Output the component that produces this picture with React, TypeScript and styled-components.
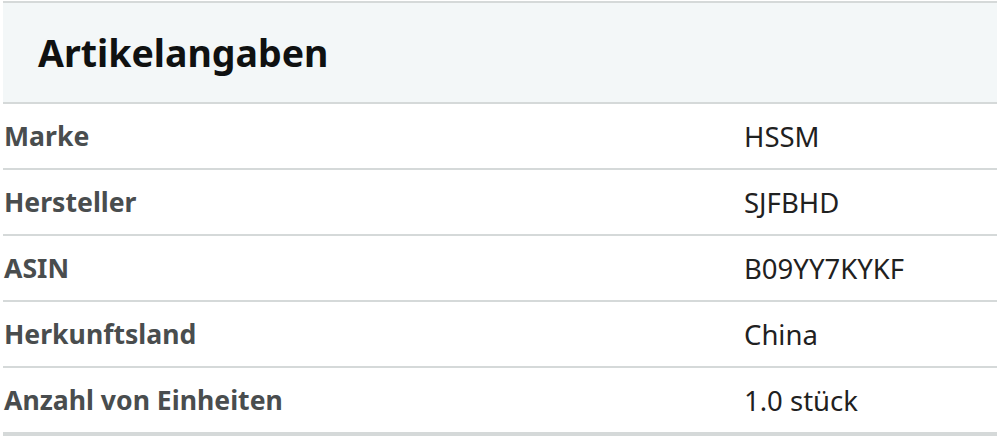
import React from "react";
import styled, { createGlobalStyle } from "styled-components";

const GlobalStyle = createGlobalStyle`
  * {
    box-sizing: border-box;
  }

  body {
    margin: 0;
    background: #ffffff;
    font-family: "Noto Sans", "Open Sans", Arial, sans-serif;
  }
`;

const Section = styled.section`
  margin: 1px 1px 0 3px;
  border-top: 2px solid #d5d9d9;
  border-bottom: 4px solid #d5d9d9;
`;

const Header = styled.header`
  height: 101px;
  display: flex;
  align-items: center;
  padding-left: 35px;
  background: #f3f7f8;
  border-bottom: 2px solid #d5d9d9;

  h2 {
    margin: 0;
    font-size: 37.5px;
    font-weight: 700;
    color: #0f1111;
  }
`;

const Row = styled.div`
  box-sizing: content-box;
  height: 64px;
  display: grid;
  grid-template-columns: 741px 1fr;
  align-items: center;

  & + & {
    border-top: 2px solid #d5d9d9;
  }
`;

const Label = styled.span`
  padding-left: 1px;
  font-size: 26.6px;
  font-weight: 700;
  color: #494d4e;
`;

const Value = styled.span`
  font-size: 27.5px;
  color: #1f2121;
`;

type Detail = {
  label: string;
  value: string;
};

const details: Detail[] = [
  { label: "Marke", value: "HSSM" },
  { label: "Hersteller", value: "SJFBHD" },
  { label: "ASIN", value: "B09YY7KYKF" },
  { label: "Herkunftsland", value: "China" },
  { label: "Anzahl von Einheiten", value: "1.0 stück" },
];

const App: React.FC = () => {
  return (
    <>
      <GlobalStyle />
      <Section>
        <Header>
          <h2>Artikelangaben</h2>
        </Header>
        {details.map(({ label, value }) => (
          <Row key={label}>
            <Label>{label}</Label>
            <Value>{value}</Value>
          </Row>
        ))}
      </Section>
    </>
  );
};

export default App;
....
Print out the material word for word, omitting the pictures.

* **The completed task**
Output the component that produces this picture with React, TypeScript and styled-components.
import React from "react";
import styled, { createGlobalStyle } from "styled-components";

const GlobalStyle = createGlobalStyle`
  * {
    box-sizing: border-box;
  }

  body {
    margin: 0;
    background: #ffffff;
    font-family: "Noto Sans", "Open Sans", Arial, sans-serif;
  }
`;

const Section = styled.section`
  margin: 1px 1px 0 3px;
  border-top: 2px solid #d5d9d9;
  border-bottom: 4px solid #d5d9d9;
`;

const Header = styled.header`
  height: 101px;
  display: flex;
  align-items: center;
  padding-left: 35px;
  background: #f3f7f8;
  border-bottom: 2px solid #d5d9d9;

  h2 {
    margin: 0;
    font-size: 37.5px;
    font-weight: 700;
    color: #0f1111;
  }
`;

const Row = styled.div`
  box-sizing: content-box;
  height: 64px;
  display: grid;
  grid-template-columns: 741px 1fr;
  align-items: center;

  & + & {
    border-top: 2px solid #d5d9d9;
  }
`;

const Label = styled.span`
  padding-left: 1px;
  font-size: 26.6px;
  font-weight: 700;
  color: #494d4e;
`;

const Value = styled.span`
  font-size: 27.5px;
  color: #1f2121;
`;

type Detail = {
  label: string;
  value: string;
};

const details: Detail[] = [
  { label: "Marke", value: "HSSM" },
  { label: "Hersteller", value: "SJFBHD" },
  { label: "ASIN", value: "B09YY7KYKF" },
  { label: "Herkunftsland", value: "China" },
  { label: "Anzahl von Einheiten", value: "1.0 stück" },
];

const App: React.FC = () => {
  return (
    <>
      <GlobalStyle />
      <Section>
        <Header>
          <h2>Artikelangaben</h2>
        </Header>
        {details.map(({ label, value }) => (
          <Row key={label}>
            <Label>{label}</Label>
            <Value>{value}</Value>
          </Row>
        ))}
      </Section>
    </>
  );
};

export default App;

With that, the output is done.